In this work we map NISQ-friendly implementations of the non-interacting QCA to a circuit Quantum Electrodynamics (cQED) hardware. We perform both noiseless and noisy simulations of the QCA one particle sector, namely the Quantum Walk, on $N$-cycles and $N \times N$ torus graphs. Moreover, within this framework, we also investigate the search problem and present a circuit for preparing the W state (i.e., the Dicke state with hamming weight one) using only N-1 $\sqrt{\text{iSWAP}}$ gates and no ancilla qubits. The noiseless simulations are conducted with the Qiskit Aer simulator, while the noisy simulations with C12 Quantum Electronics' in-house noisy emulator, \textit{Callisto}. We benchmark the performance of our implementations by analyzing the simulations via relevant metrics and quantities such as the state count distributions, the Hellinger Fidelity, the $\ell^{1}$ distance, the hitting time, and success probability. Our results demonstrate that the QCA framework, in combination with cQED processors, holds promise as an effective platform for early NISQ implementations of Quantum Walk and Quantum Walk Search algorithms.

Figures (12)

• Figure 1: Left: One time-step of an 8-cycle QW (a) and QW search (b). The minimal tessellation cover of cycles is two: $\mathcal{T}_{0}$ (dashed line) and $\mathcal{T}_{1}$ (solid line), see Eq. (\ref{['eq:tess_1D']}). Each time-step is divided into two sub-steps, where two-qubit matrices $W_{j, j+1}(\theta_{j}=\frac{\pi}{4})$ (orange box) and $W_{j, j+1}(\theta_{j}=\frac{\pi}{2})$ (red box) are applied via the transition functions $W_{\mathcal{T}_{0}}$ and $W_{\mathcal{T}_{1}}$, associated to each tessellation, see Eq. (\ref{['eq:QCA_tr_func']}). Right: One time-step of a 4x4 torus QW (c) and QW search (d). The minimal tessellation cover of torus graphs is four: $\mathcal{T}_{0_{x}0_{y}}$ (black solid line), $\mathcal{T}_{1_{x}0_{y}}$ (black dashed line), $\mathcal{T}_{0_{x}1_{y}}$ (red solid line) and $\mathcal{T}_{1_{x}1_{y}}$ (red dashed line), see Eq. \ref{['eq:tess_2D']}. For clarity, only the indices of the first and last rows of the first torus in panel (c) are shown. A single time-step is divided into four sub-steps, where two-qubit matrices $W_{j, j+1}(\theta_{j}=\frac{\pi}{4})$ (orange box) and $W_{j, j+1}(\theta_{j}=\frac{\pi}{2})$ (red box) are applied via the transition functions $W_{\mathcal{T}_{0_{x}0_{y}}}$, $W_{\mathcal{T}_{1_{x}0_{y}}}$, $W_{\mathcal{T}_{0_{x}1_{y}}}$ and $W_{\mathcal{T}_{1_{x}1_{y}}}$, associated to each tessellation see Eq. (\ref{['eq:QCA_tr_func']}). The blue dot in b) and d) indicates the marked vertex in the search.

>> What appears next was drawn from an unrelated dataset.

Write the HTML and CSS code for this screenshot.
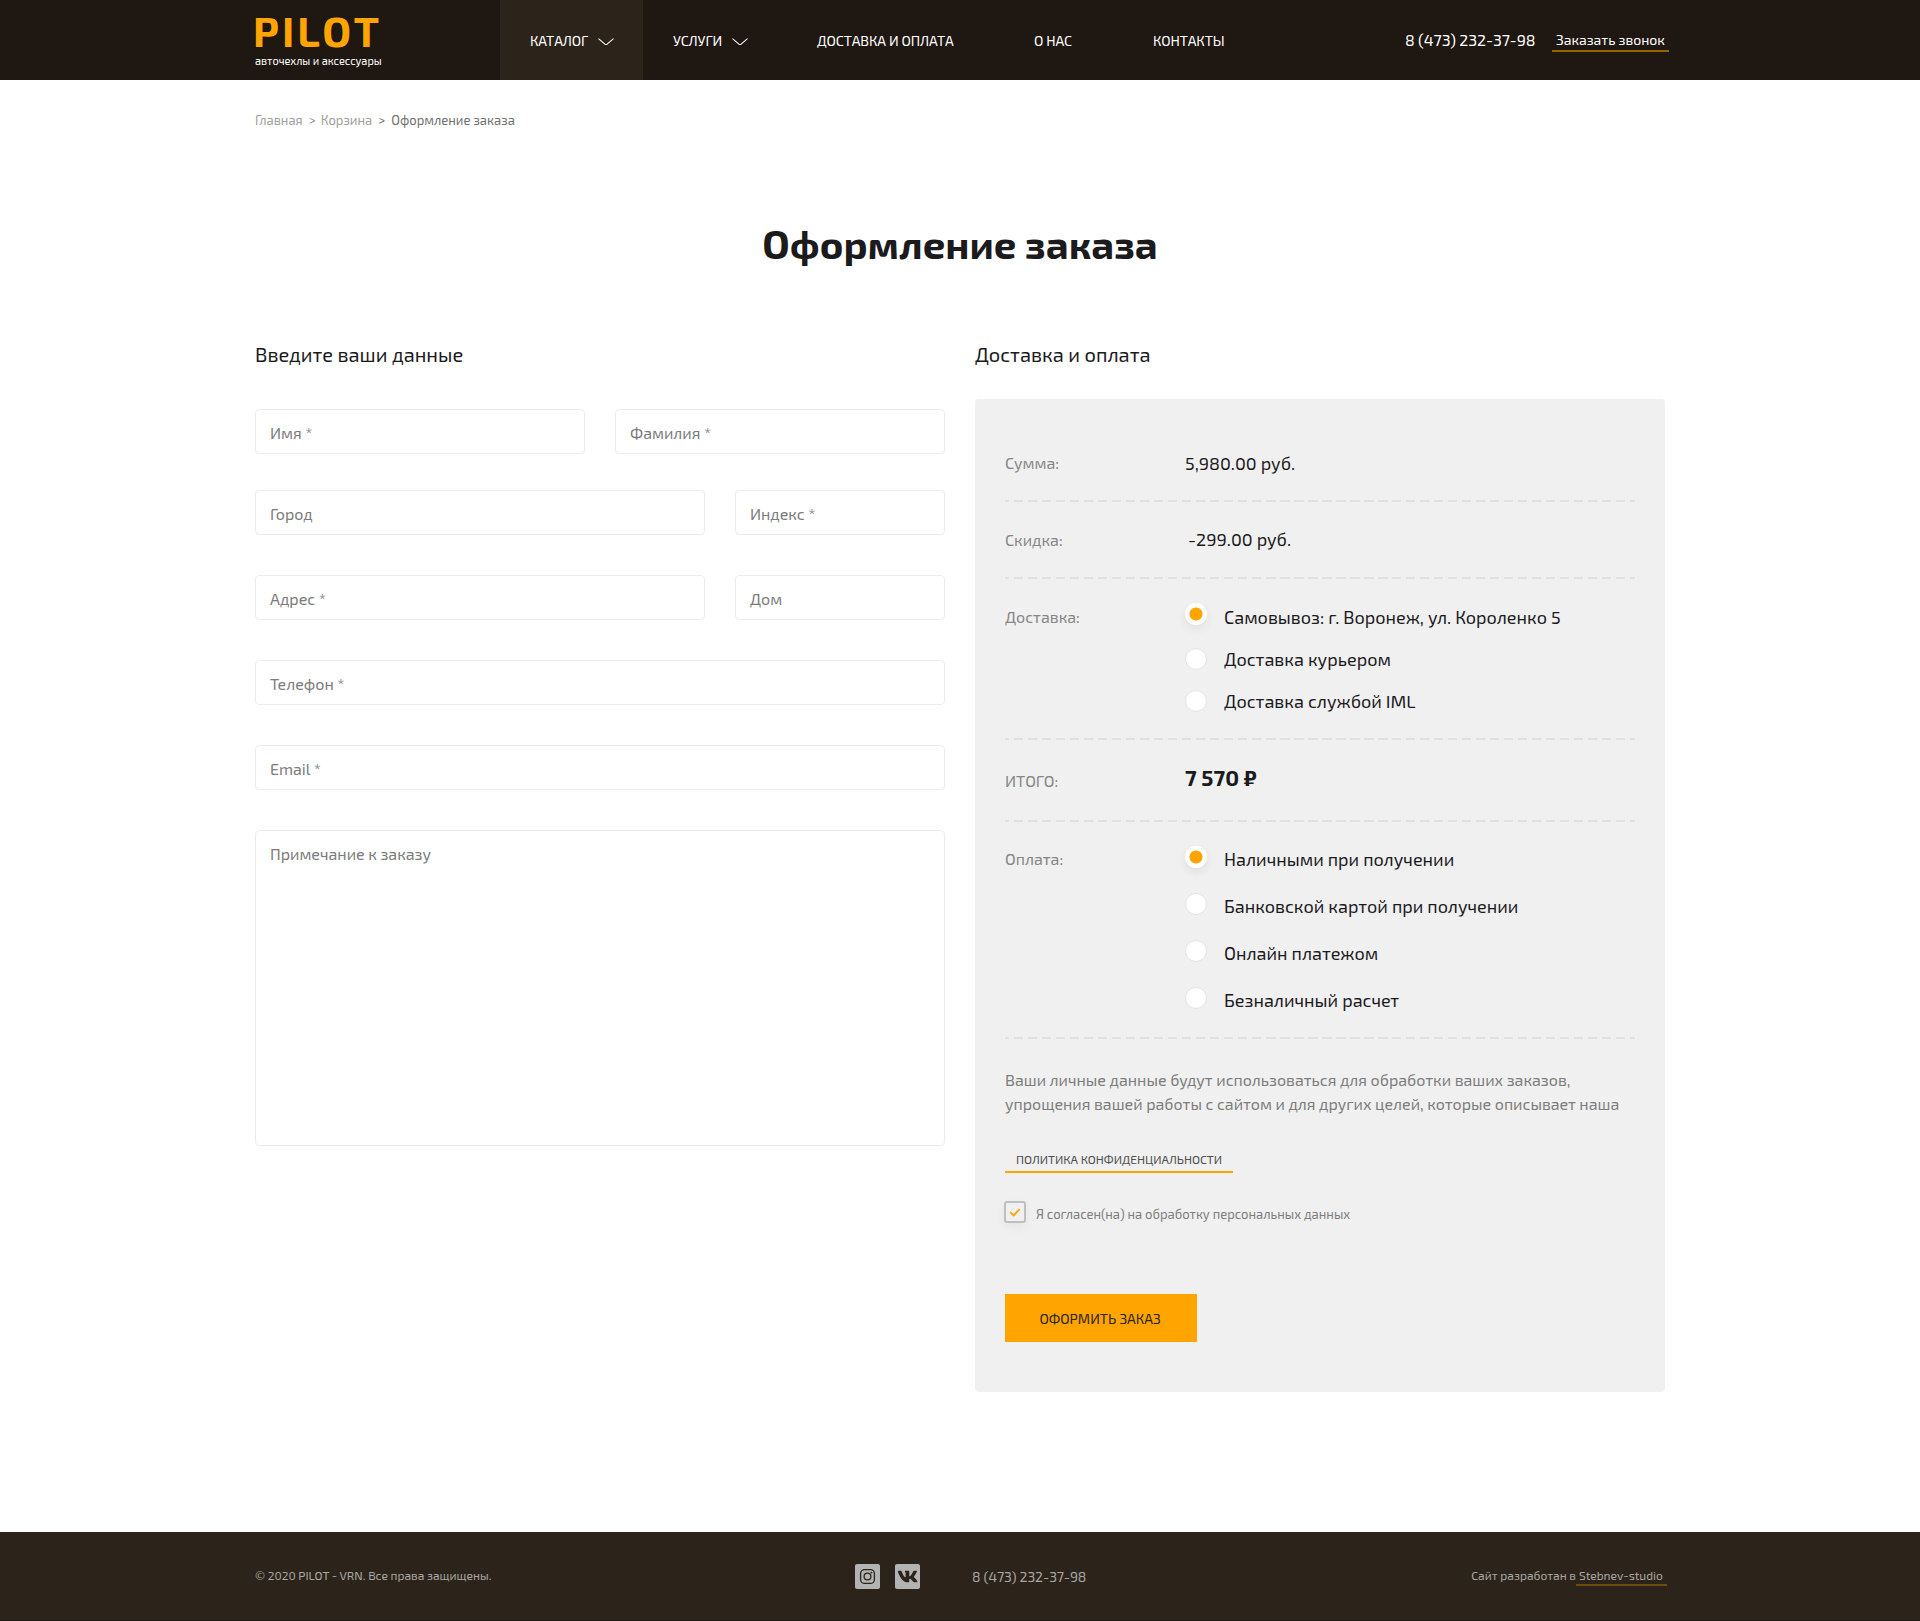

• Figure 2: Schematic of C12's spin qubit. An electron is hosted in a carbon nanotube (grey tube), suspended over five electrodes (blue squares) generating a double quantum dot (black squared well) trapping the particle (black arrowed dot), and immersed in an asymmetric magnetic field. One qubit gates are then realized by changing the dot's voltage (black wave) and two-qubit gates are realized by embedding two qubits within the same microwave cavity (red resonator plates).
• Figure 3: Hellinger Fidelity vs. time-step of the QW (left) and QW search (right) via QCA over 4 (black dots), 6 (orange triangles), 8 (blue diamonds), 10 (red pyramids), 12-cycle (black dashed dot line), 16-cycle (orange dashed squares line) and 4x4-torus (blue dashed cross line).
• Figure 4: Left: $\ell^{1}$ distance vs. time-step for QW (left) i) via QCA : 4 (black curve), 8 (orange curve), 16-cycles (blue curve) and 4x4 torus (red curve) on Callisto ; ii) via Shakel QFT: 4 (black: crosses on ibmqx2, triangles on ibmqx2, squares on ibmq_16_melbourne), 8-cycles (orange: crosses on ibmqx2 computer, diamonds on ibmqx2 processor, squares on ibmq_16_melbourne) via Shakeel QFT-based QW Shakel; iii) via Portugal Portugal: 8 (orange dots on ourense), 16-cycles (blue crosses on vigo processor, diamonds on ibmqx2 and 4x4 torus (red dots on vigo). Right: $\ell^{1}$ distance vs. time-steps for QW search (right) i) via QCA : 4 (black), 8 (orange), 16-cycles (blue) and 4x4 torus (red) on Callisto.
• Figure 5: Noiseless (Aer) and noisy (Callisto) simulations of QW search via QCA. First row: noiseless vertex probabilities vs. time-step (for 8 and 16-cycle some vertex curves are not shown for visual clarity). Second row: noiseless (orange) and noisy (blue) success probabilities vs. time-step. Third row: noiseless (orange) and noisy (blue) selectivity vs. time-step.